きのう、ドイツ・ホッケンハイムで行われたDTM(ドイツツーリングカー選手権)の今季最終戦レース2は、
33号車アウディを駆るR.ラストがポールトゥウィンを決めたのと同時に、2年連続3度目のシリーズチャンピオンも達成する結果となりました。本当におめでとうございます!
今季は7勝のラストを筆頭に、6勝のN.ミューラーと3勝のR.フラインスが相まみえた三つ巴のチャンピオン争いや、
第6戦終了時点でメーカータイトルが決まったように、現体制からの電撃撤退を表明したアウディ陣営に有利なレースの続いたシーズンでしたが、そのアウディ勢に肉薄する活躍を見せながらも、L.アウアーとS.ヴァン・デル・リンデのそれぞれ1勝ずつ
(アウアーは第3戦、ヴァン・デル・リンデは第4戦のレース2で勝利)に止まったBMW陣営の惨状から比べたらもう…想定外の結果になりすぎてお手上げ
ララバイ状態になったほど、アウディ一強のイメージが脳裏に焼き付いて離れなかったですね。まあでもアウディ側にとっては、クラス1規定最後のシーズンを精一杯戦い抜き、是が非でも有終の美を飾りたかったという思いもあったのではないでしょうか?
2020シーズンの私的なレビューはここまでにして、アウディの一件に端を発する形でシリーズ存続が危ぶまれていたDTMは、来季よりFIA GT3車両を活用したレースカテゴリーへリニューアルされる格好になったようです。今回最終戦が行われたホッケンハイムに設けられたブースには、トップ画像のようにGT3マシンを代表してアウディR8 LMS(現行のエボモデル)を含む3台がサンプルとして展示された模様です。
後述するスーパーGTとの関係も生かされたクラス1規定をバッサリ止め、いまや世界中のGTカテゴリーで身近な存在となったGT3規定を活用することは、
(先月行った配信ライブの閉幕をもって電撃改名した)某坂道グループの有名曲の1フレーズを借りれば
“One of Themに成り下がった”印象が拭えず気持ち的には残念でなりませんが、既存体制への撤退を決めたアウディにはR8があるほか、競合相手のBMWにとっては参戦マシンのベースとなっていたM4クーペが新型にモデルチェンジし、おまけに同車派生の次期GT3車両を2022年度に本格投入することも明らかにしているので、元F1ドライバーのゲルハルト・ベルガー氏率いる主催元はそういった事情が絡んでの大改革を決断したのでは?と、私的にはそう思っています。
ただGT3車両によるシリーズを一口に言っても、同じドイツ選手権には2007年より開催中の
ADAC GTマスターズが存在するんですが、今回発表されたDTMの新レギュレーションはドライバーを交代義務付けなしとするなど、これまでのスタイルを踏襲した項目も含む独自の規定が敷かれるとのことで、交代義務付けのあるADACとの棲み分けは為されるようです。

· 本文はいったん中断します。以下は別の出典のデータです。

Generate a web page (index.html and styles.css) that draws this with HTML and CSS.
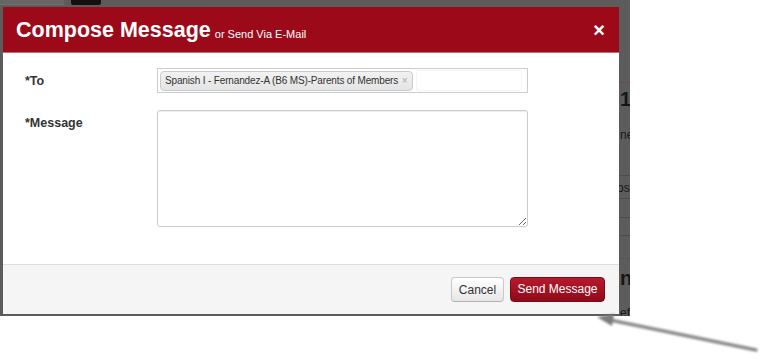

DTMといえば(クラス1規定導入で実証された)我が国のスーパーGTとの共通項を心配する声もありますが、どうやらスーパーGTを主催するGTアソシエイションからの回答として、
500クラスで採用されたクラス1規定は2023年シーズンまで継続する一方、その翌年からは新規定を導入する計画が浮上しているらしいので、DTM側の決断により昨年一度だけ行われた交流戦復活の可能性は事実上無くなったものの、コスト面の観点もあり、長年の構想が実を結んだ現規定の車両の雄姿がしばらく見られるのはファンにとって一安心できそうかと思います。
1984年にグループA車両で争われる形式から始まり、90年代以降は(マシン開発や運営コストの高騰などによる影響で、しばらくの休止期間がありながらも)他のツーリングカーレースとは一線を画すスタイルで世界中のファンを魅了し続けたDTM。果たしてこの大改革は新規のみならず旧来のファンをも納得させられるか、私はGT3車両の新たな可能性を信じる意味で温かく見守っていきたいと思います。